EDIT: It seems I've gotten a bit into apologetics, which was never my intention, I simply aim to lay the foundation of why I think religion (and God) is absolutely necessary if we are going to expect that other people act in accordance with a certain framework of morality. I know this is not a religion thread, so bear with me.

First of all, this is a great thread. Thinking deeply is an oft-neglected discipline in our distracted internet age. Whoever thought of this topic; well done. Preface: I'm not trying to convert anyone. But I feel there are some points about religion that must be made in order to present a fair argument regarding morality so that the same, consistently debunked catch phrases do not persist. It's important that we look at facts as they are, not as we wish them to be, and that we account for our presuppositions of "good" and "bad" or "right" and "wrong." Once we've done that, if you decide that you still do not agree, then more power to you.

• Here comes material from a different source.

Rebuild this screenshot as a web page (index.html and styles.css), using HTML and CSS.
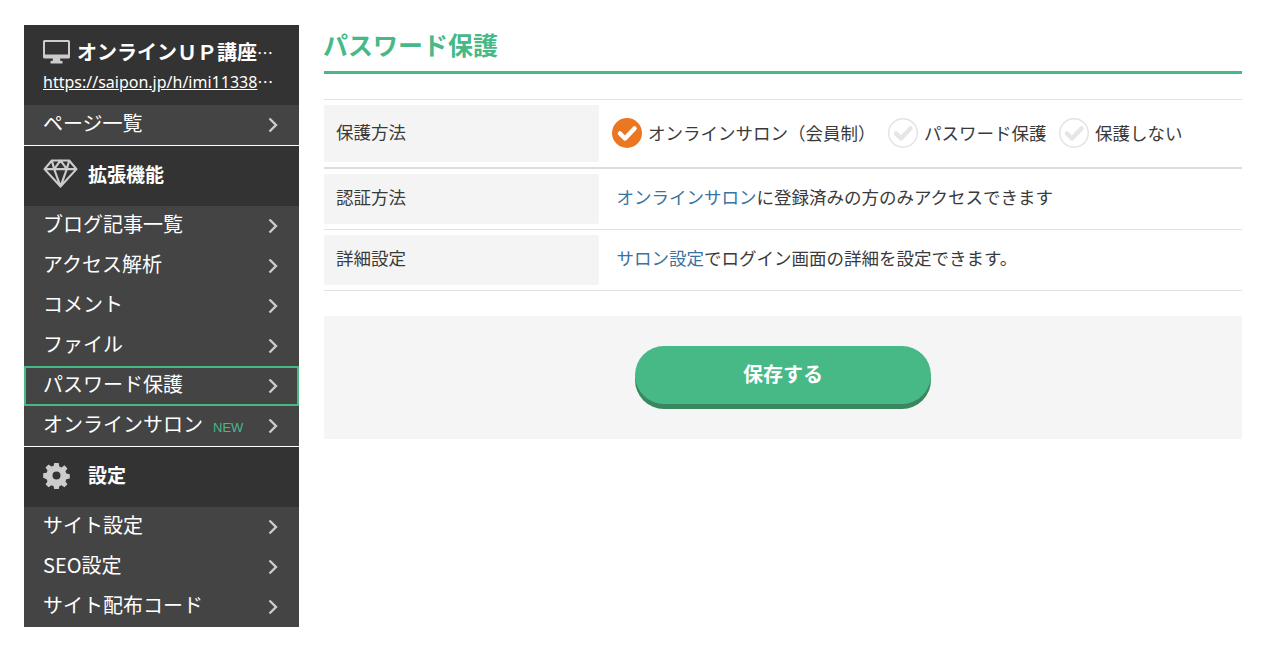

In response to @amlove21 above, if Allah was right, and I was wrong, then yes, I would absolutely be the wrong one!

But you are presupposing that all religions and belief systems are equally valid and rational. They aren't. Almost every world religion besides Christianity relies on a private revelation to a single person who then documented their experiences. Christianity is a collection of historically reliable eyewitness testimonies about a historical event witnessed by hundreds of real human beings who were then persecuted, beaten, and then murdered for simply documenting what they witnessed because they refused to recant. Could it possibly be that there is more to it than simply "not eating pork" and writing down "dietary restrictions?" (insert vegan/Crossfit joke about martyr who refused to eat pork)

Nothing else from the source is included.